[START]

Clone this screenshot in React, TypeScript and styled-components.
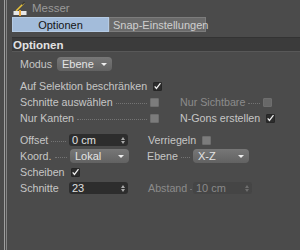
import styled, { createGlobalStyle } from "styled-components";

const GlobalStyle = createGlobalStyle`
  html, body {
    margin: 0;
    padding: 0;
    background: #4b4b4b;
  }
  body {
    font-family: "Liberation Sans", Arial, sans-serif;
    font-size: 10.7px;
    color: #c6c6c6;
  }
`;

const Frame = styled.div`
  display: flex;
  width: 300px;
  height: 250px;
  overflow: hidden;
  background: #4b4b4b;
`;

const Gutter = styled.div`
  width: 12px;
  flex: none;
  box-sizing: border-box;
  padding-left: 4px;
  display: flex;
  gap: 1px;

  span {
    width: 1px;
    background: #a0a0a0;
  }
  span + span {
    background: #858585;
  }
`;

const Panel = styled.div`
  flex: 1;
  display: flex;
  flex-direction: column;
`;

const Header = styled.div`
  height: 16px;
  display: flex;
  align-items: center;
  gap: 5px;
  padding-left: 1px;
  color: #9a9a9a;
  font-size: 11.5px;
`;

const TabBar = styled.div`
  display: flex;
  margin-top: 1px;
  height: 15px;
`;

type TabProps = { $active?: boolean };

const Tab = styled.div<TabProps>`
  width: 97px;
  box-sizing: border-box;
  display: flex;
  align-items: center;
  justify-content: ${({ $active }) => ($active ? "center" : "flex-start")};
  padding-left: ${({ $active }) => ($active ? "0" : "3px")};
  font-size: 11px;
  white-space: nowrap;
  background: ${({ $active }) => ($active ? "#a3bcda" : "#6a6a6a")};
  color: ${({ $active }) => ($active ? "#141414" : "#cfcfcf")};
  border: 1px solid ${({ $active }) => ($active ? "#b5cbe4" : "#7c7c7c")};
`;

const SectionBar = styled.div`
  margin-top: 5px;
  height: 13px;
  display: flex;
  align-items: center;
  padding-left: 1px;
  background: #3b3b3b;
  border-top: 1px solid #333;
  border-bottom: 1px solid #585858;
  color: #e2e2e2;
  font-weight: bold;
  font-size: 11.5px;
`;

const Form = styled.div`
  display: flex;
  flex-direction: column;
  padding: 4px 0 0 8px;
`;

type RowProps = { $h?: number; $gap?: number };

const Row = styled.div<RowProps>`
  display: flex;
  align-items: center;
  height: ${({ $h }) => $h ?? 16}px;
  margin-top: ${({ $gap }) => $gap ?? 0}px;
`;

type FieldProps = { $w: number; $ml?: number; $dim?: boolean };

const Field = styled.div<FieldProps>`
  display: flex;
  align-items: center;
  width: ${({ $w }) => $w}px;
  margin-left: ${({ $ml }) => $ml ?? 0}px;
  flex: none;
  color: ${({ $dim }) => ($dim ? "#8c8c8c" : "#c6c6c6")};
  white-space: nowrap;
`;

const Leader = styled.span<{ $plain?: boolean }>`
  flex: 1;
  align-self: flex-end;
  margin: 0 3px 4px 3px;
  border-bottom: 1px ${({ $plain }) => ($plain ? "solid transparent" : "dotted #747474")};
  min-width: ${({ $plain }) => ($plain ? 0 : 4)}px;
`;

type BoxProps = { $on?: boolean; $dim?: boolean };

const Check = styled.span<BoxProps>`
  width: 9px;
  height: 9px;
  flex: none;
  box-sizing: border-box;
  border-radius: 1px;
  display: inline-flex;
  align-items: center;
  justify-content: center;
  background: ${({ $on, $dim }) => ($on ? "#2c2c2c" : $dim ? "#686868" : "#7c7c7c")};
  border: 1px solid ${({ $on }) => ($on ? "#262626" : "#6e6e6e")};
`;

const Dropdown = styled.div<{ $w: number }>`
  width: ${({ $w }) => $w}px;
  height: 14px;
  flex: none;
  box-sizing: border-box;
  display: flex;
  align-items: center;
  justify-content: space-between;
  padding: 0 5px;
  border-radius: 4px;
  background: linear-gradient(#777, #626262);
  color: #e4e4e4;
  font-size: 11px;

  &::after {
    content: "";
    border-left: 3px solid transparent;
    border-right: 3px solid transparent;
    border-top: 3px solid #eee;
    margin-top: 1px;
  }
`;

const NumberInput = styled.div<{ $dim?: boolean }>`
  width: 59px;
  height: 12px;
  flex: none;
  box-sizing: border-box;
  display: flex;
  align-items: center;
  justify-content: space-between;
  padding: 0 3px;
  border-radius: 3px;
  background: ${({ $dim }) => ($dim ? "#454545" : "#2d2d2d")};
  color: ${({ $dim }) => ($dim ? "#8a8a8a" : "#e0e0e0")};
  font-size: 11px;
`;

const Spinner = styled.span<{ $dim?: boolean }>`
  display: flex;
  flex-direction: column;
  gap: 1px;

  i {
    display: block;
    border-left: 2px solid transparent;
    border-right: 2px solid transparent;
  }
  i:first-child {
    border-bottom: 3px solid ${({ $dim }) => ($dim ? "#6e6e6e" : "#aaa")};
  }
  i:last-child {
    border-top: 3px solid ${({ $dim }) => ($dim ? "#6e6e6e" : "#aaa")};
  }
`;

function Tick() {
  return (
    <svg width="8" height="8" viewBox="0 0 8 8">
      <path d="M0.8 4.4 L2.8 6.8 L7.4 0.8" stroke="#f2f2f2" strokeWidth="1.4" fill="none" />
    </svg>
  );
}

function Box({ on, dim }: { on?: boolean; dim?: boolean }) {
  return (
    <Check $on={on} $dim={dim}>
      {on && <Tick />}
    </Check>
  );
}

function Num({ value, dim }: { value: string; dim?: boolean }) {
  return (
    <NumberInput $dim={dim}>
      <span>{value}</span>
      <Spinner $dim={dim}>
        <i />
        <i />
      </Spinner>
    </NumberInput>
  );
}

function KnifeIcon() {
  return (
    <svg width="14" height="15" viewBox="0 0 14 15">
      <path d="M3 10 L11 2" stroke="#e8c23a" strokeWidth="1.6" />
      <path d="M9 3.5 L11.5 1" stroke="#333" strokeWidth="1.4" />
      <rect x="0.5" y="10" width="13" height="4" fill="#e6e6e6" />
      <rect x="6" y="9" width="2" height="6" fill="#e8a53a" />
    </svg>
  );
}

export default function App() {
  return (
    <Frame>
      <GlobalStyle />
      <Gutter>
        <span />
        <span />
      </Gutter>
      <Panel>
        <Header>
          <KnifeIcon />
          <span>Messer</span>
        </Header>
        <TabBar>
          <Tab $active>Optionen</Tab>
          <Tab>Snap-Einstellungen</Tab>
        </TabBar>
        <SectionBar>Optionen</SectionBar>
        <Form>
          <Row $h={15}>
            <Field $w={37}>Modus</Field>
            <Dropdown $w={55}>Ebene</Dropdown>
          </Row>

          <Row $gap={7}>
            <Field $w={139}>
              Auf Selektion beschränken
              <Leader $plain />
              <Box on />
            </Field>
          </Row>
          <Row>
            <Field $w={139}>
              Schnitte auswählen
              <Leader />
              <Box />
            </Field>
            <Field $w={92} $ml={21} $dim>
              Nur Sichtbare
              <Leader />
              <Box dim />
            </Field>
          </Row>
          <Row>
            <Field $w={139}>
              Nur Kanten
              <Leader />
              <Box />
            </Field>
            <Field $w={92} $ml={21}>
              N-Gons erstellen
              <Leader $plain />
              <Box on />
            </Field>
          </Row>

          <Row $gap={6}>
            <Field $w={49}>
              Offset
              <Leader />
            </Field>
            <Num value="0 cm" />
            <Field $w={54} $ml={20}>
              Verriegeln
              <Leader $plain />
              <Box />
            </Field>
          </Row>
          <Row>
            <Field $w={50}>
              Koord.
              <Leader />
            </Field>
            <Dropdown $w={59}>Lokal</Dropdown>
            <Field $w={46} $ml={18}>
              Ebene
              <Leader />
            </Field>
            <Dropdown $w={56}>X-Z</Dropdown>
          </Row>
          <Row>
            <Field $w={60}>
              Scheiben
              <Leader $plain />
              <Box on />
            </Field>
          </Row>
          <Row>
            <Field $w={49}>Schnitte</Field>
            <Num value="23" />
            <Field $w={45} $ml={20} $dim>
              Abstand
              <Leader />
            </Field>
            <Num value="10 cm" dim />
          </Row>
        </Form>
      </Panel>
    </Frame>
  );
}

[END]

- [WHAT THE EXERCISE ASKS]:
Please extract exactly the lines of the data, from the first through the line containing "number; $gap?: number", and add no pictures to the copy.

- [EXERCISE ANSWER]:
Clone this screenshot in React, TypeScript and styled-components.
import styled, { createGlobalStyle } from "styled-components";

const GlobalStyle = createGlobalStyle`
  html, body {
    margin: 0;
    padding: 0;
    background: #4b4b4b;
  }
  body {
    font-family: "Liberation Sans", Arial, sans-serif;
    font-size: 10.7px;
    color: #c6c6c6;
  }
`;

const Frame = styled.div`
  display: flex;
  width: 300px;
  height: 250px;
  overflow: hidden;
  background: #4b4b4b;
`;

const Gutter = styled.div`
  width: 12px;
  flex: none;
  box-sizing: border-box;
  padding-left: 4px;
  display: flex;
  gap: 1px;

  span {
    width: 1px;
    background: #a0a0a0;
  }
  span + span {
    background: #858585;
  }
`;

const Panel = styled.div`
  flex: 1;
  display: flex;
  flex-direction: column;
`;

const Header = styled.div`
  height: 16px;
  display: flex;
  align-items: center;
  gap: 5px;
  padding-left: 1px;
  color: #9a9a9a;
  font-size: 11.5px;
`;

const TabBar = styled.div`
  display: flex;
  margin-top: 1px;
  height: 15px;
`;

type TabProps = { $active?: boolean };

const Tab = styled.div<TabProps>`
  width: 97px;
  box-sizing: border-box;
  display: flex;
  align-items: center;
  justify-content: ${({ $active }) => ($active ? "center" : "flex-start")};
  padding-left: ${({ $active }) => ($active ? "0" : "3px")};
  font-size: 11px;
  white-space: nowrap;
  background: ${({ $active }) => ($active ? "#a3bcda" : "#6a6a6a")};
  color: ${({ $active }) => ($active ? "#141414" : "#cfcfcf")};
  border: 1px solid ${({ $active }) => ($active ? "#b5cbe4" : "#7c7c7c")};
`;

const SectionBar = styled.div`
  margin-top: 5px;
  height: 13px;
  display: flex;
  align-items: center;
  padding-left: 1px;
  background: #3b3b3b;
  border-top: 1px solid #333;
  border-bottom: 1px solid #585858;
  color: #e2e2e2;
  font-weight: bold;
  font-size: 11.5px;
`;

const Form = styled.div`
  display: flex;
  flex-direction: column;
  padding: 4px 0 0 8px;
`;

type RowProps = { $h?: number; $gap?: number };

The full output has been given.